簡単にですが、それぞれの紙の特徴を説明してみます。

アート紙やコート紙は表面に塗工された量で細かく分類されているんですが、そこまで覚える必要はないと思うのでこちらもざっくりといきます(笑)。

アート紙…最も印刷面に光沢がでる。車のカタログなど光沢感を出したい写真に向いている。金額はやや高めの印象。

主な銘柄:サテン金藤(通称サテ金)、ハイマッキンレーなど


コート紙…印刷用紙で一般的なものはコレ。A4カラーのチラシなどによく使われる。紙の表面にも光沢がある。

主な銘柄:オーロラコート、OKトップコートNなど


マットコート…コート紙と同じく一般的なチラシによく使われる。紙の表面に光沢感がないので、読みやすい。コート紙よりも少し高級感が出る(これは個人の感想)。

主な銘柄:ユーライト、シルバーダイヤ、ニューVマット


ラフ・グロス…本来、印刷を良くするためには紙の平滑度を上げなければいけません。言い換えると、紙の表面がつるつるであればつるつるであるほど、印刷上がりは良くなるんです。

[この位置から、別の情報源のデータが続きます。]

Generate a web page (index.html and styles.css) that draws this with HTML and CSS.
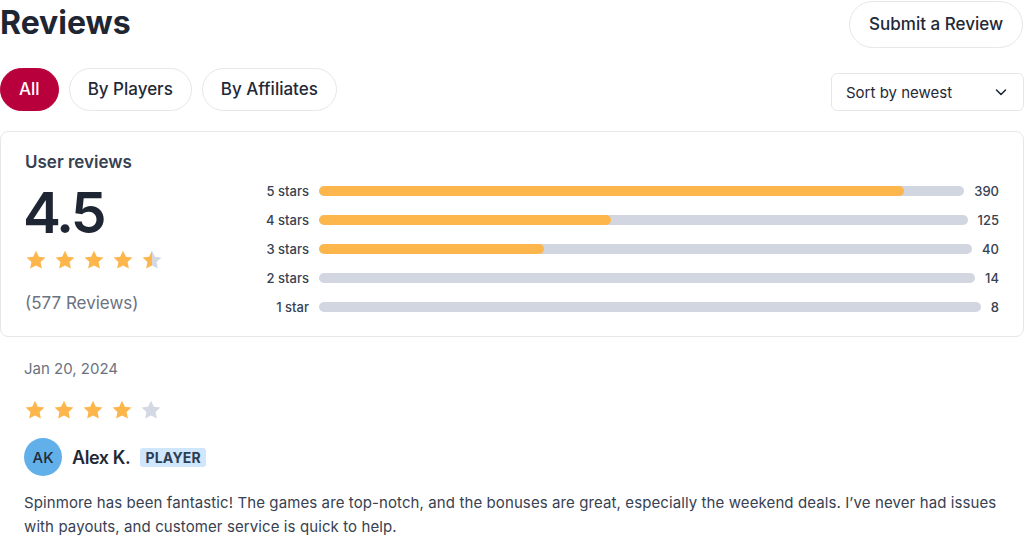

そんな中で、紙の質感を残しつつ、印刷の再現性を良くしたのがラフ・グロス。金額は高いですが、ホテルのパンフレットなど高級感を出したい場合におすすめ。

主な銘柄:ヴァンヌーボV-FS、ミセスB-F、Mr.Bなど


非塗工紙の種類

非塗工紙にもたくさん種類があるのですが、パンフレットで使うとしたら以下の2つでしょうか。

上質紙…「上質」と名がついていますがお安い紙です。というか紙の基本と言ってもいいかもしれないですね。コート紙やマットコートの塗工する前のベースの紙にもなっています。表面はつるっとしています。コピー用紙みたいな感じですね。あまり写真のない文章だけの冊子に最適かと思います。

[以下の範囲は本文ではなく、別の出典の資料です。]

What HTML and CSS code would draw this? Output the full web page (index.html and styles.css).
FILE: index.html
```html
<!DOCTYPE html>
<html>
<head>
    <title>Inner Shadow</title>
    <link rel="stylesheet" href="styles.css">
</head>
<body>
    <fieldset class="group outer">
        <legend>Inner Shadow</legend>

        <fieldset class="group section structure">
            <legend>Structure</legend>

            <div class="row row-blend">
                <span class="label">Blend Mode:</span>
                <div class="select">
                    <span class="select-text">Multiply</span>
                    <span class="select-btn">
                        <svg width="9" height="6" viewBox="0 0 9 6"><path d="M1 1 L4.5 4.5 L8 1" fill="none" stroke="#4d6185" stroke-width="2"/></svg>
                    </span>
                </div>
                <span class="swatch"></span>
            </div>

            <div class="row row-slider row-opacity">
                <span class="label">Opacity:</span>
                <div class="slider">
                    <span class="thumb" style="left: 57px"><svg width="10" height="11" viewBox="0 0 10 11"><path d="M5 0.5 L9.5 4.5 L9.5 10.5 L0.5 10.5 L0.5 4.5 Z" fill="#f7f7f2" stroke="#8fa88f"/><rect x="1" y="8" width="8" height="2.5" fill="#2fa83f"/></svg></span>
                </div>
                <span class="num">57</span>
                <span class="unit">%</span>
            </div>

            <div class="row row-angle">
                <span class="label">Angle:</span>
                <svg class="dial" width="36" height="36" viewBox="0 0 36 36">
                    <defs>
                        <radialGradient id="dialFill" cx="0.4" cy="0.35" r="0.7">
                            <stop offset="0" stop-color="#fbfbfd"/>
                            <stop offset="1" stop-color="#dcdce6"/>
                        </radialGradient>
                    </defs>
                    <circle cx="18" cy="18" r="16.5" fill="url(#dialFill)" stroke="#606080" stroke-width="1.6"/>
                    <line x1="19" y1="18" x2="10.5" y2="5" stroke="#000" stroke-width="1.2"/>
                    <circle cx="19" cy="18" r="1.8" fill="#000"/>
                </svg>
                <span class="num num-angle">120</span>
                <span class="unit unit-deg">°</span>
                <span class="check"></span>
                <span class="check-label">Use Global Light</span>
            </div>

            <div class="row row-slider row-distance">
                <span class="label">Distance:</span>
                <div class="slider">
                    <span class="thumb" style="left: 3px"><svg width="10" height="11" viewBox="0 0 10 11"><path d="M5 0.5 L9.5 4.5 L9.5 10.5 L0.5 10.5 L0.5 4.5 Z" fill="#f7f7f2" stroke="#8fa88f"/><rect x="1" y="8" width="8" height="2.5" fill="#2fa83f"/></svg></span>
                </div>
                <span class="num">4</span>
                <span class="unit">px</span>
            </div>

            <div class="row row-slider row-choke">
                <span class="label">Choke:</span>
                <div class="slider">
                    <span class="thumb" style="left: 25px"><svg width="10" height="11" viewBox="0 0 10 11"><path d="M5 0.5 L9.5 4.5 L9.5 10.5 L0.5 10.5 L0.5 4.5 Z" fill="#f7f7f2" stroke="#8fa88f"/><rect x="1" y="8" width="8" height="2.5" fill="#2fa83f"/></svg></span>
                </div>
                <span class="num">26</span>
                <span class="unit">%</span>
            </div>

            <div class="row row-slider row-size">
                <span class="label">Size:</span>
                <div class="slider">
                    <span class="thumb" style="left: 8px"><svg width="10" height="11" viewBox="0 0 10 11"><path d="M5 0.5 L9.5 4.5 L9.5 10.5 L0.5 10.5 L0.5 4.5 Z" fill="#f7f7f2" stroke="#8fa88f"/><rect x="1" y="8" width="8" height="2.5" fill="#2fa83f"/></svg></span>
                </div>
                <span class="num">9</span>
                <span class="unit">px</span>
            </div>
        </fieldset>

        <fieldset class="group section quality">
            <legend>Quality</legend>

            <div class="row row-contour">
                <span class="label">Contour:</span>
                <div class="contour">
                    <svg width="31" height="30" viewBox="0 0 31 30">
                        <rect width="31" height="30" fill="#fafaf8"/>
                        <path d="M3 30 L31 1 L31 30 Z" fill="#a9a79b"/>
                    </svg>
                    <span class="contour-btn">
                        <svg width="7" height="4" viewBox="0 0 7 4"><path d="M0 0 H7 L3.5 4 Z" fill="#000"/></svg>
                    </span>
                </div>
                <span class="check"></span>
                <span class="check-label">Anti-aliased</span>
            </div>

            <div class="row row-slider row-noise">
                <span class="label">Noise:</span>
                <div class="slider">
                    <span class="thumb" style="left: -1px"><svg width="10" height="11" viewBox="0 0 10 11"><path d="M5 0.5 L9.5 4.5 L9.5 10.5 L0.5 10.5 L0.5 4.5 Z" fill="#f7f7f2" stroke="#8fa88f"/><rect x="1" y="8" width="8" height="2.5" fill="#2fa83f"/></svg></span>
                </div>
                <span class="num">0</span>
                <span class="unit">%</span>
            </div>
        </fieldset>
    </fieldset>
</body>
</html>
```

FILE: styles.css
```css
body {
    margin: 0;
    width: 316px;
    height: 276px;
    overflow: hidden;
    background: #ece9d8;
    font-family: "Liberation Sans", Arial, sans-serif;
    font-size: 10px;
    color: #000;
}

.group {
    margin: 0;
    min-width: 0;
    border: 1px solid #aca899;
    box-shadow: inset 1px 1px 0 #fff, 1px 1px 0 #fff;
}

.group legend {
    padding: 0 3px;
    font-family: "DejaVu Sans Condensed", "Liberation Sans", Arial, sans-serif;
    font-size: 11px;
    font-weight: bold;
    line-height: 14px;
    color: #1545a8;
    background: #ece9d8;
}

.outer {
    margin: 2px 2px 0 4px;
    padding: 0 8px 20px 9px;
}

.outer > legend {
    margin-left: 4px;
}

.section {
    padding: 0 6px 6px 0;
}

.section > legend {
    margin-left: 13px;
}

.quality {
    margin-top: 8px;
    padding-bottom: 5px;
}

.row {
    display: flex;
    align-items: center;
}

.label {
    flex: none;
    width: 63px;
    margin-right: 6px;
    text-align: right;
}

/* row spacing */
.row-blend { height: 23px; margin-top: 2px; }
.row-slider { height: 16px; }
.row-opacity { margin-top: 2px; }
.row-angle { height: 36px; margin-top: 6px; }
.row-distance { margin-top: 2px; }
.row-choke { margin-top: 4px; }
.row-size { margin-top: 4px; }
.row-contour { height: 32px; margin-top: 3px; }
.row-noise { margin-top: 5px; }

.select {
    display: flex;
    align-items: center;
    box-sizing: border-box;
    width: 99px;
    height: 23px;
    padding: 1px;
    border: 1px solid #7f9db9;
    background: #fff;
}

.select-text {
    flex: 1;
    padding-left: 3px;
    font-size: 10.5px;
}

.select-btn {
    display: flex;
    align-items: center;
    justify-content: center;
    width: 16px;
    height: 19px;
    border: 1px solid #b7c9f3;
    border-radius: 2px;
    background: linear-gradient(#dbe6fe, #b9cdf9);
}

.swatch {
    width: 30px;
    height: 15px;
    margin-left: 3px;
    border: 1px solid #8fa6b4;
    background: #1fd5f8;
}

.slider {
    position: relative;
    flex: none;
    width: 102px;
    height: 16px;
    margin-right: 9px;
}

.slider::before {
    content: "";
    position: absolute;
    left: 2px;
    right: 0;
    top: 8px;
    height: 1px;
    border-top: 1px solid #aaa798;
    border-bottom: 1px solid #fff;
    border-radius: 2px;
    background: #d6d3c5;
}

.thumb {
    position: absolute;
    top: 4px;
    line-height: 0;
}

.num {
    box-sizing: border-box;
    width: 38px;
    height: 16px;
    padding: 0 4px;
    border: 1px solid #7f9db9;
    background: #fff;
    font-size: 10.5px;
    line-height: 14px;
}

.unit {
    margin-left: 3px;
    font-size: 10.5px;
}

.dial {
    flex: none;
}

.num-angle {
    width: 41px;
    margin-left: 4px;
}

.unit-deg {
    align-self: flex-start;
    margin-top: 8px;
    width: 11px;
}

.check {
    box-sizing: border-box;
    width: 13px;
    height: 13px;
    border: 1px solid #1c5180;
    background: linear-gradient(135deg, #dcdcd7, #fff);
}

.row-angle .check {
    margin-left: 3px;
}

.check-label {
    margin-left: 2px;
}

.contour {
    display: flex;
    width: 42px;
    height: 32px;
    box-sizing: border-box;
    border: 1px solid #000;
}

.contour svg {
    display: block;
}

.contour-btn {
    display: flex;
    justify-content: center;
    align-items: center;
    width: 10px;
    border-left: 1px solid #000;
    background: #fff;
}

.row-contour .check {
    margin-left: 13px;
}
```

特殊紙…表面に風合いのある紙。おすすめはアラベールーFS!コレは私が紙屋時代に一番提案したし、デザイン事務所に配達した紙です(笑)。

一般的に塗工紙と非塗工紙を比べると、塗工紙の方が印刷がキレイに仕上がるわけですが、アラベールは非塗工だけど印刷上がりがいいのが特徴です。(もちろん塗工紙のような光沢はでませんけれども)


紙の違いって一般の人に伝わってる?

紙って本当にたくさんの種類があるんです。

紙屋に勤めていたとき、私は紙の違いがわかるし、もちろんデザイナーさんもわかってくれる人が大半だし、だけどどこかで、紙に興味のない人に多少の違いが伝わっているのだろうか…と思う自分がいました。紙屋にいると、紙を知らない人と話す機会が減るので、どんどんわからなくなるんです。

今、私は紙屋を離れて仕事をしているんですが、この前アラベールでポストカードを作ったんですね。

出来上がったポストカードを社内の人たちに見せたら、口を揃えて

「あー!なんか良い紙!」って言ったんですよね。

そのとき、「良い紙を使えばその良さは伝わる」ということをきちんと実感できた気がします。


紙選びはファッション選びに似ている気がします。自分に似合う服を選ぶように、中身にあった紙を選んであげる。自分で紙を選ぶとまた仕上がりが一味変わると思いますよ。